» Material supplied:
* begin *
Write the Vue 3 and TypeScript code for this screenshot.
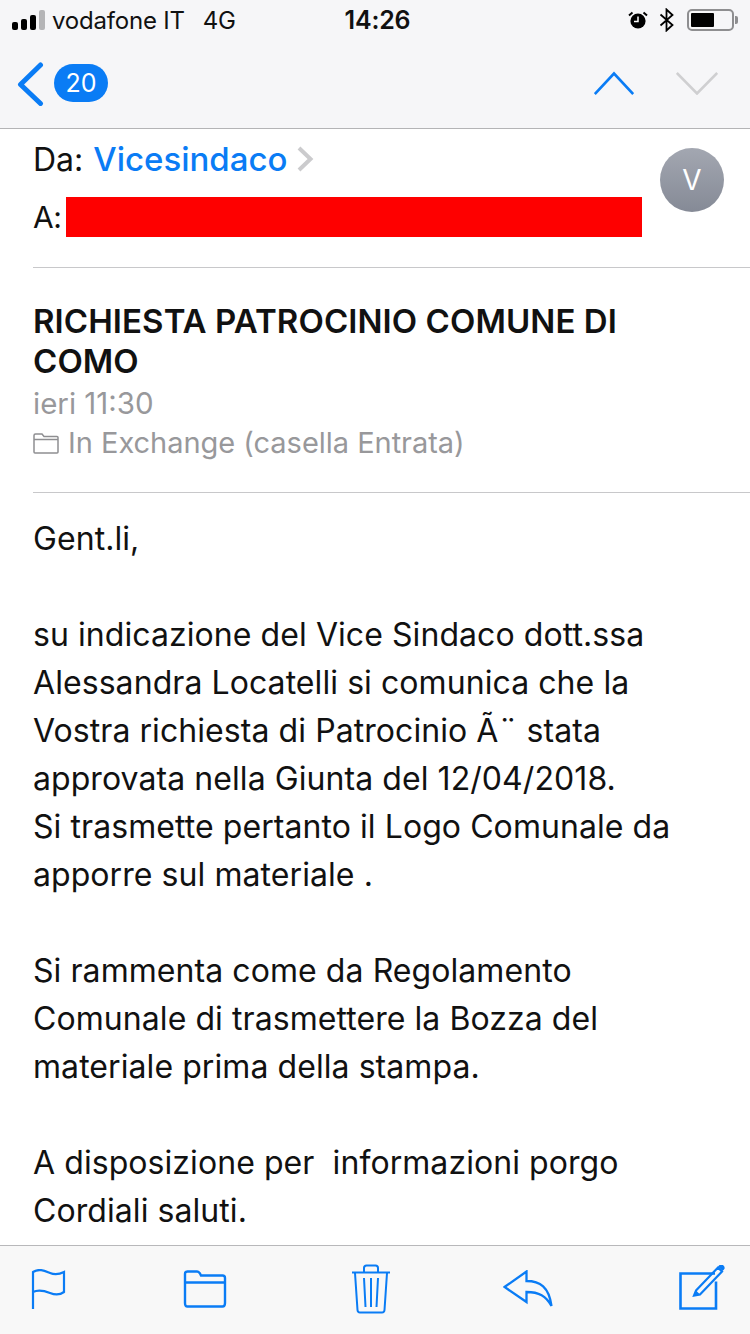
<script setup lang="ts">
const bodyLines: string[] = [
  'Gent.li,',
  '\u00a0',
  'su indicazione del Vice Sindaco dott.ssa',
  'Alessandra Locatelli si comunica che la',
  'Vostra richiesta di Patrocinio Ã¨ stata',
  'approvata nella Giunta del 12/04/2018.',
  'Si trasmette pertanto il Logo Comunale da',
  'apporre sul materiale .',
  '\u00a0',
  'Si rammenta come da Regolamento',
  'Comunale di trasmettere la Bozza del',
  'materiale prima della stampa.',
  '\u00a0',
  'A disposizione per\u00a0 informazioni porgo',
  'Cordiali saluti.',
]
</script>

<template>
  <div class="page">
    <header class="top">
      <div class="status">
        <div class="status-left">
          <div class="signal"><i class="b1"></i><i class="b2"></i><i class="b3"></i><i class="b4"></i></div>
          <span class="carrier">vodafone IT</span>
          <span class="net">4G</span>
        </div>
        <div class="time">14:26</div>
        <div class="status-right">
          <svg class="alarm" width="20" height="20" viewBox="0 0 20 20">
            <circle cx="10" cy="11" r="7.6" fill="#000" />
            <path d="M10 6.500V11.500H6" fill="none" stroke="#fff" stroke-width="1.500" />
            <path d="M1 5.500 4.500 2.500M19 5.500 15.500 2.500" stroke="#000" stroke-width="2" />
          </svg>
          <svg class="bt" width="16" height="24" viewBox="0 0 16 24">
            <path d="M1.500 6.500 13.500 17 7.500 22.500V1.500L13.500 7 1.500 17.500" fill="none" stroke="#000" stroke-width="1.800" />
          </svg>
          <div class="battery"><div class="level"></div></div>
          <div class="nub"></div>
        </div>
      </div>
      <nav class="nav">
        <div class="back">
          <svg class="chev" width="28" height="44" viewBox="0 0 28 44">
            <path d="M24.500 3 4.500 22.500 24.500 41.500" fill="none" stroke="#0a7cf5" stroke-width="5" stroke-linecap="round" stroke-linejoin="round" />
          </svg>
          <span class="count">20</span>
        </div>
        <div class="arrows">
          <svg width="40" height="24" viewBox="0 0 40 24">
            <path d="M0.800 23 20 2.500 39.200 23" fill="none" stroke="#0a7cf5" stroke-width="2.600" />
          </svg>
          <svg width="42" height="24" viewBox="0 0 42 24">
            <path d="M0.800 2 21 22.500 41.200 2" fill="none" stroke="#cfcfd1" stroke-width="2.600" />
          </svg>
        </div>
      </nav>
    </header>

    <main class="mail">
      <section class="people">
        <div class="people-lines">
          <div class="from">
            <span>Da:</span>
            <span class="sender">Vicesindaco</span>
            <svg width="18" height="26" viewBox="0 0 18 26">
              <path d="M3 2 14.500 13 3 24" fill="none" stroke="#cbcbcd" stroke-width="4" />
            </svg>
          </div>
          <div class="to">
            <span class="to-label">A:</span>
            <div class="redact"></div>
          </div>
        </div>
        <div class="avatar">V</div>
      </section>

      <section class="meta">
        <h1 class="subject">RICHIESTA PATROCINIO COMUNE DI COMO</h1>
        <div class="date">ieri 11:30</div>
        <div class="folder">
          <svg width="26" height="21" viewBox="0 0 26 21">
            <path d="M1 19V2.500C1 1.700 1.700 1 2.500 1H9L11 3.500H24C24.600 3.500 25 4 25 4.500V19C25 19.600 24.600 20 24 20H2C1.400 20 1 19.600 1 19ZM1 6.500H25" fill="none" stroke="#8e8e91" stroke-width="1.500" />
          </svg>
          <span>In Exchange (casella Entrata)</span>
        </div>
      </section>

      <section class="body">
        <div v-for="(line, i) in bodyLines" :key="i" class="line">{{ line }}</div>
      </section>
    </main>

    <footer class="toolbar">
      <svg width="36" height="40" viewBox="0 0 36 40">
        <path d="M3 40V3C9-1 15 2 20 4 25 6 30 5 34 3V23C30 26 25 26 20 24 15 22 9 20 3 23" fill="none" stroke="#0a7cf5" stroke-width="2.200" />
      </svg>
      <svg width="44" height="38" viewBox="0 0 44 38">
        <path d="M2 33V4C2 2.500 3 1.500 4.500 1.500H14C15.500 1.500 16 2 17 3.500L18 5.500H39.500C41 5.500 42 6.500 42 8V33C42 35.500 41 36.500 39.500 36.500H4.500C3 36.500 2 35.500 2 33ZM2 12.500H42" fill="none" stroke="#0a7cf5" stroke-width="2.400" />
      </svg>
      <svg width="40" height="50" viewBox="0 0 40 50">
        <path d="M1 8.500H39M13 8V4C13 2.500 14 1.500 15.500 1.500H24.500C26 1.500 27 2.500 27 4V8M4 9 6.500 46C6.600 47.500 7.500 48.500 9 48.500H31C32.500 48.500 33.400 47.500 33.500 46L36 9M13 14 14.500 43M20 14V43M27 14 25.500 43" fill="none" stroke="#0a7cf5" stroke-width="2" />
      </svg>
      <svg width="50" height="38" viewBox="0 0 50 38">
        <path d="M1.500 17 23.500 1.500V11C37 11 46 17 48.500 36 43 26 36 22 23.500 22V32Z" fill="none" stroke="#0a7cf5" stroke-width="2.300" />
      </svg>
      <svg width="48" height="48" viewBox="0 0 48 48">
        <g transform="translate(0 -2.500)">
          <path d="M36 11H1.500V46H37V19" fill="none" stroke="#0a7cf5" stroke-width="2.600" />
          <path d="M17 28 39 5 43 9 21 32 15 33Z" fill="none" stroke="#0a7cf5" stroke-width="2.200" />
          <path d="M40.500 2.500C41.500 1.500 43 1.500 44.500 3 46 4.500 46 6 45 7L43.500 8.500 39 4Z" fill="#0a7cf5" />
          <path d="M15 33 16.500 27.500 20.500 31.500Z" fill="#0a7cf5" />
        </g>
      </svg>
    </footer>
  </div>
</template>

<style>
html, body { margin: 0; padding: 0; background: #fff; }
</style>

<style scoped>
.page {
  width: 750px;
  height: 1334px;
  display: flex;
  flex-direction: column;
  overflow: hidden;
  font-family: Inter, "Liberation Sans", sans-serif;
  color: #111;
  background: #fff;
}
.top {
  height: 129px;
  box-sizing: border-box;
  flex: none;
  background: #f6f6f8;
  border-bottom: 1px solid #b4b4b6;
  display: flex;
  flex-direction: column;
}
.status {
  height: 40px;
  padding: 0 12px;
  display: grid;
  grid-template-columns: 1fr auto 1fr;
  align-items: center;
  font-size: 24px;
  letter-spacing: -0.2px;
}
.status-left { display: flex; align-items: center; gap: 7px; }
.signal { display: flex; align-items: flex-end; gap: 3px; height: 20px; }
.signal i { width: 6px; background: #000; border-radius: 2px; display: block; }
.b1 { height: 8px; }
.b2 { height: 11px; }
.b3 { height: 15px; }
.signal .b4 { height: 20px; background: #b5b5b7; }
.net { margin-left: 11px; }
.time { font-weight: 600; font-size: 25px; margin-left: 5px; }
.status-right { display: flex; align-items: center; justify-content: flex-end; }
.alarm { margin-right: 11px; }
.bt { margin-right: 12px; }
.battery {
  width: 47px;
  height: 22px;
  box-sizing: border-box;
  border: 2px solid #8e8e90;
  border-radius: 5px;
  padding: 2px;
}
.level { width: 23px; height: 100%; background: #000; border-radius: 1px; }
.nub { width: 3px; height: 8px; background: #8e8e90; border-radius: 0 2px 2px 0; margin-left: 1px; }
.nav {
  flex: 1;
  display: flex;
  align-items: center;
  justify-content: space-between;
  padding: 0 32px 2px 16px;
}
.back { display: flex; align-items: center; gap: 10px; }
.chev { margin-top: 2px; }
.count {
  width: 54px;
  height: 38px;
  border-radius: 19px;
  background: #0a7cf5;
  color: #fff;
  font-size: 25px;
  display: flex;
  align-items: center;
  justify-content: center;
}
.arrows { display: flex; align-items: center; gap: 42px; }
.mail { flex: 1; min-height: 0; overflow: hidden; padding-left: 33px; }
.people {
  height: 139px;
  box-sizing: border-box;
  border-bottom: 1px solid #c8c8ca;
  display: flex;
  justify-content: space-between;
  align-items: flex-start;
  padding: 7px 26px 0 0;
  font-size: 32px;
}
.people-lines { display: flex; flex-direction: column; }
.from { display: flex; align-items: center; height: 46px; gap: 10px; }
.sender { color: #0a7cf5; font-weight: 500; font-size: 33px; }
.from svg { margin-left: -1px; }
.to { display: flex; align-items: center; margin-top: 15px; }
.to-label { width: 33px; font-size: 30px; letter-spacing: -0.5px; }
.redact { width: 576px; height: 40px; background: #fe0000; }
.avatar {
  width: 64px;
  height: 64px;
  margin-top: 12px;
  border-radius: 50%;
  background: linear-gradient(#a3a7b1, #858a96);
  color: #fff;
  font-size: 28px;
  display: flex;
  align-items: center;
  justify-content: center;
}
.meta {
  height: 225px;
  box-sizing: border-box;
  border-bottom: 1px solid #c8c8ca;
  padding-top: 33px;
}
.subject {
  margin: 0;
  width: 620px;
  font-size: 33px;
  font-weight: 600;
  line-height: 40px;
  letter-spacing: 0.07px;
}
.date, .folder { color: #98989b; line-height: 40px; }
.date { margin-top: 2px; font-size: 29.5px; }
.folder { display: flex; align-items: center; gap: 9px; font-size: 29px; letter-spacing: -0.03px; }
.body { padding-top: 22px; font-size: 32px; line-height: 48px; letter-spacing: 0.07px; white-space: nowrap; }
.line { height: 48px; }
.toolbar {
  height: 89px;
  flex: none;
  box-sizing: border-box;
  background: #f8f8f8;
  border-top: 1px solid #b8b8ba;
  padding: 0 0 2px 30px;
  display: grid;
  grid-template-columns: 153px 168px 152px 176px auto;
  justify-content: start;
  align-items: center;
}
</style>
* end *
* begin *
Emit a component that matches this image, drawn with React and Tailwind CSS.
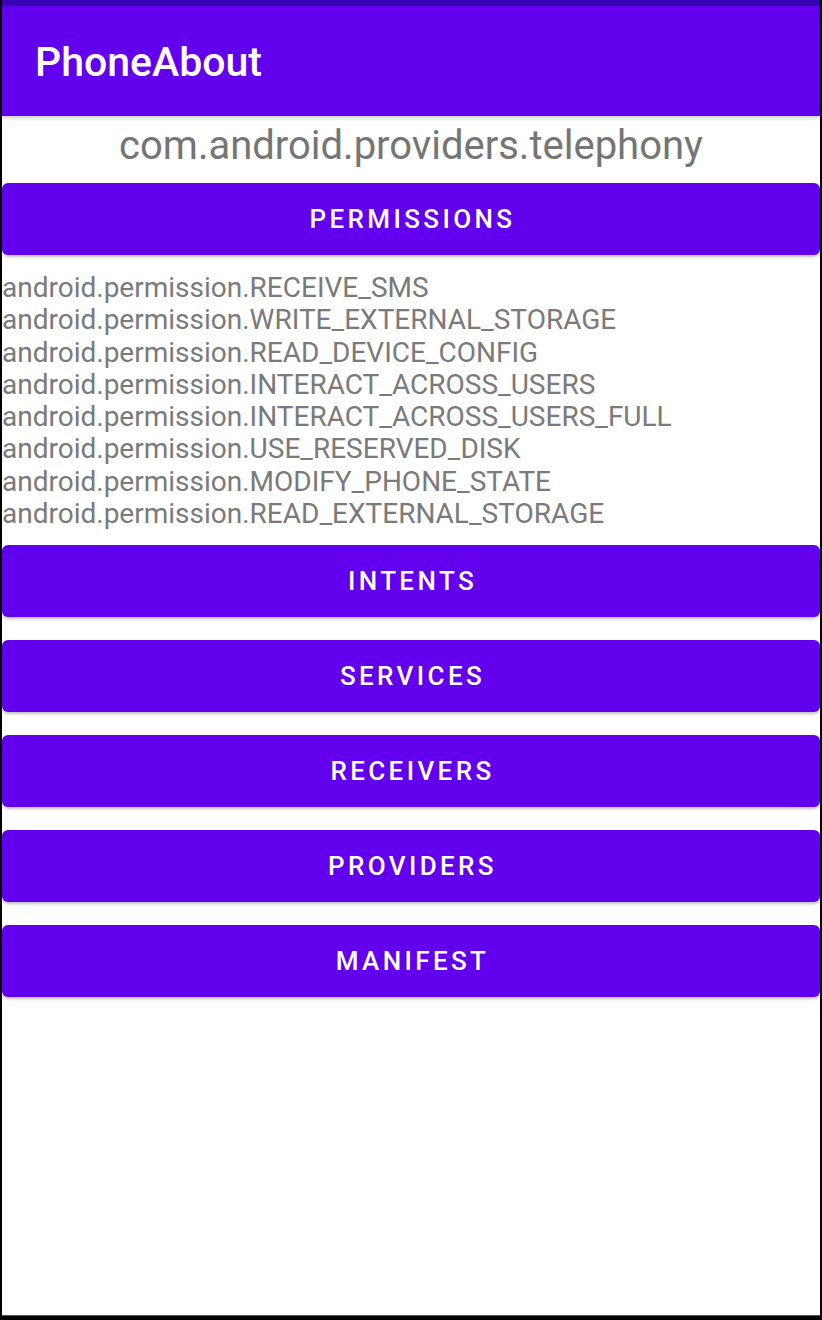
* end *
» Exercise goal: Track down every line of the material containing the string "this", and copy it.

» Output below:
Write the Vue 3 and TypeScript code for this screenshot.
Emit a component that matches this image, drawn with React and Tailwind CSS.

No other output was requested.